1929 film by Lewis Seiler

Girls Gone Wild is a 1929 pre-Code American Synchronized sound melodrama film produced and released by Fox Film Corporation. While the film has no audible dialog, it was released with a synchronized musical score with sound effects using the sound-on-film Movietone process. The film was controversial as an early example of the rising tide of violence and disrespect for the law that would become key themes in the 1930s.

==Cast==
- Sue Carol as Babs Holworthy
- Nick Stuart as Buck Brown
- William Russell as Dan Brown
- Roy D'Arcy as Tony Morelli
- Leslie Fenton as Boogs
- Hedda Hopper as Mrs. Holworthy
- John Darrow as Speed Wade
- Matthew Betz as Augie Stern
- Edmund Breese as Judge Elliott
- Minna Redman as Grandma (credited as Minna Ferry)
- Louis Natheaux as Dilly
- Lumsden Hare as Tom Holworthy
- Fred MacMurray as Extra (uncredited)

==Release==
Directed by Lewis Seiler, the film was released in sound and silent versions.
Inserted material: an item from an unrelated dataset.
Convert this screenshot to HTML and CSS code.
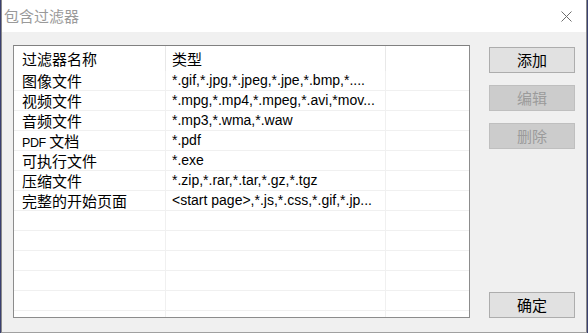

The film starred Nick Stuart and Sue Carol, an up-and-coming young film duo being molded by Fox in the Janet Gaynor / Charles Farrell tradition. The two would be married later in the year, in a November 1929 surprise ceremony.

==Censorship==
Like many American films of the time, Girls Gone Wild was subject to cuts by city and state film censorship boards. In Kansas the film, with a violent plot and an adolescent target audience, was banned by the Board of Review.

==Preservation==
With no prints of Girls Gone Wild located in any film archives, it is a lost film.